#### [GIVEN MATERIAL]
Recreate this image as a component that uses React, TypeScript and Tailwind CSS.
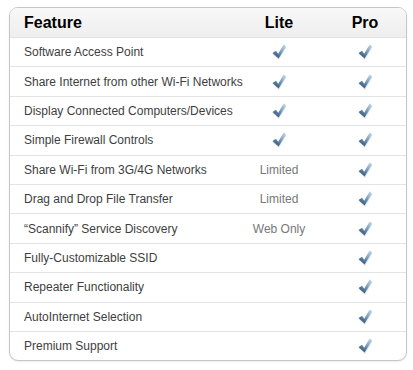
const features: { name: string; lite: string | boolean }[] = [
  { name: "Software Access Point", lite: true },
  { name: "Share Internet from other Wi-Fi Networks", lite: true },
  { name: "Display Connected Computers/Devices", lite: true },
  { name: "Simple Firewall Controls", lite: true },
  { name: "Share Wi-Fi from 3G/4G Networks", lite: "Limited" },
  { name: "Drag and Drop File Transfer", lite: "Limited" },
  { name: "\u201CScannify\u201D Service Discovery", lite: "Web Only" },
  { name: "Fully-Customizable SSID", lite: false },
  { name: "Repeater Functionality", lite: false },
  { name: "AutoInternet Selection", lite: false },
  { name: "Premium Support", lite: false },
];

const Check = () => (
  <svg width="16" height="18" viewBox="0 0 16 18" aria-hidden="true">
    <defs>
      <linearGradient id="chk" x1="0.9" y1="0" x2="0.2" y2="1">
        <stop offset="0" stopColor="#c4daee" />
        <stop offset="0.4" stopColor="#85a8c8" />
        <stop offset="1" stopColor="#2c4a6b" />
      </linearGradient>
    </defs>
    <path d="M1.5 10 L5 7.8 L7.2 10.8 L12.6 1.6 L15.2 3.2 L7.6 15.6 Z" fill="#5a7896" opacity="0.18" transform="translate(0.3 1.4)" />
    <path d="M1.5 10 L5 7.8 L7.2 10.8 L12.6 1.6 L15.2 3.2 L7.6 15.6 Z" fill="url(#chk)" />
  </svg>
);

export default function App() {
  return (
    <div className="w-[413px] h-[370px] bg-white pt-[7px] pl-[9px] font-['Liberation_Sans',Arial,sans-serif]">
      <div className="w-[398px] rounded-[9px] border border-[#c6c6c6] overflow-hidden bg-white shadow-[0_1px_2px_rgba(0,0,0,0.08)]">
        <div className="grid grid-cols-[minmax(0,1fr)_90px_82px] h-[29px] items-center bg-gradient-to-b from-[#f8f8f8] to-[#eeeeee] text-[16px] font-bold text-black">
          <div className="pl-[14px]">Feature</div>
          <div className="text-center">Lite</div>
          <div className="text-center">Pro</div>
        </div>
        {features.map((f) => (
          <div
            key={f.name}
            className="grid grid-cols-[minmax(0,1fr)_90px_82px] h-[29.4px] items-center border-t border-[#e3e3e3] text-[12px]"
          >
            <div className="pl-[14px] text-[#3e3e3e] whitespace-nowrap">{f.name}</div>
            <div className="flex justify-center text-[#777]">
              {f.lite === true ? <Check /> : f.lite ? f.lite : null}
            </div>
            <div className="flex justify-center">
              <Check />
            </div>
          </div>
        ))}
      </div>
    </div>
  );
}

#### [EXERCISE INSTRUCTIONS]
Strip out the pictures and quote the remaining data word for word.

#### [SOLUTION TO THIS EXERCISE]
Recreate this image as a component that uses React, TypeScript and Tailwind CSS.
const features: { name: string; lite: string | boolean }[] = [
  { name: "Software Access Point", lite: true },
  { name: "Share Internet from other Wi-Fi Networks", lite: true },
  { name: "Display Connected Computers/Devices", lite: true },
  { name: "Simple Firewall Controls", lite: true },
  { name: "Share Wi-Fi from 3G/4G Networks", lite: "Limited" },
  { name: "Drag and Drop File Transfer", lite: "Limited" },
  { name: "\u201CScannify\u201D Service Discovery", lite: "Web Only" },
  { name: "Fully-Customizable SSID", lite: false },
  { name: "Repeater Functionality", lite: false },
  { name: "AutoInternet Selection", lite: false },
  { name: "Premium Support", lite: false },
];

const Check = () => (
  <svg width="16" height="18" viewBox="0 0 16 18" aria-hidden="true">
    <defs>
      <linearGradient id="chk" x1="0.9" y1="0" x2="0.2" y2="1">
        <stop offset="0" stopColor="#c4daee" />
        <stop offset="0.4" stopColor="#85a8c8" />
        <stop offset="1" stopColor="#2c4a6b" />
      </linearGradient>
    </defs>
    <path d="M1.5 10 L5 7.8 L7.2 10.8 L12.6 1.6 L15.2 3.2 L7.6 15.6 Z" fill="#5a7896" opacity="0.18" transform="translate(0.3 1.4)" />
    <path d="M1.5 10 L5 7.8 L7.2 10.8 L12.6 1.6 L15.2 3.2 L7.6 15.6 Z" fill="url(#chk)" />
  </svg>
);

export default function App() {
  return (
    <div className="w-[413px] h-[370px] bg-white pt-[7px] pl-[9px] font-['Liberation_Sans',Arial,sans-serif]">
      <div className="w-[398px] rounded-[9px] border border-[#c6c6c6] overflow-hidden bg-white shadow-[0_1px_2px_rgba(0,0,0,0.08)]">
        <div className="grid grid-cols-[minmax(0,1fr)_90px_82px] h-[29px] items-center bg-gradient-to-b from-[#f8f8f8] to-[#eeeeee] text-[16px] font-bold text-black">
          <div className="pl-[14px]">Feature</div>
          <div className="text-center">Lite</div>
          <div className="text-center">Pro</div>
        </div>
        {features.map((f) => (
          <div
            key={f.name}
            className="grid grid-cols-[minmax(0,1fr)_90px_82px] h-[29.4px] items-center border-t border-[#e3e3e3] text-[12px]"
          >
            <div className="pl-[14px] text-[#3e3e3e] whitespace-nowrap">{f.name}</div>
            <div className="flex justify-center text-[#777]">
              {f.lite === true ? <Check /> : f.lite ? f.lite : null}
            </div>
            <div className="flex justify-center">
              <Check />
            </div>
          </div>
        ))}
      </div>
    </div>
  );
}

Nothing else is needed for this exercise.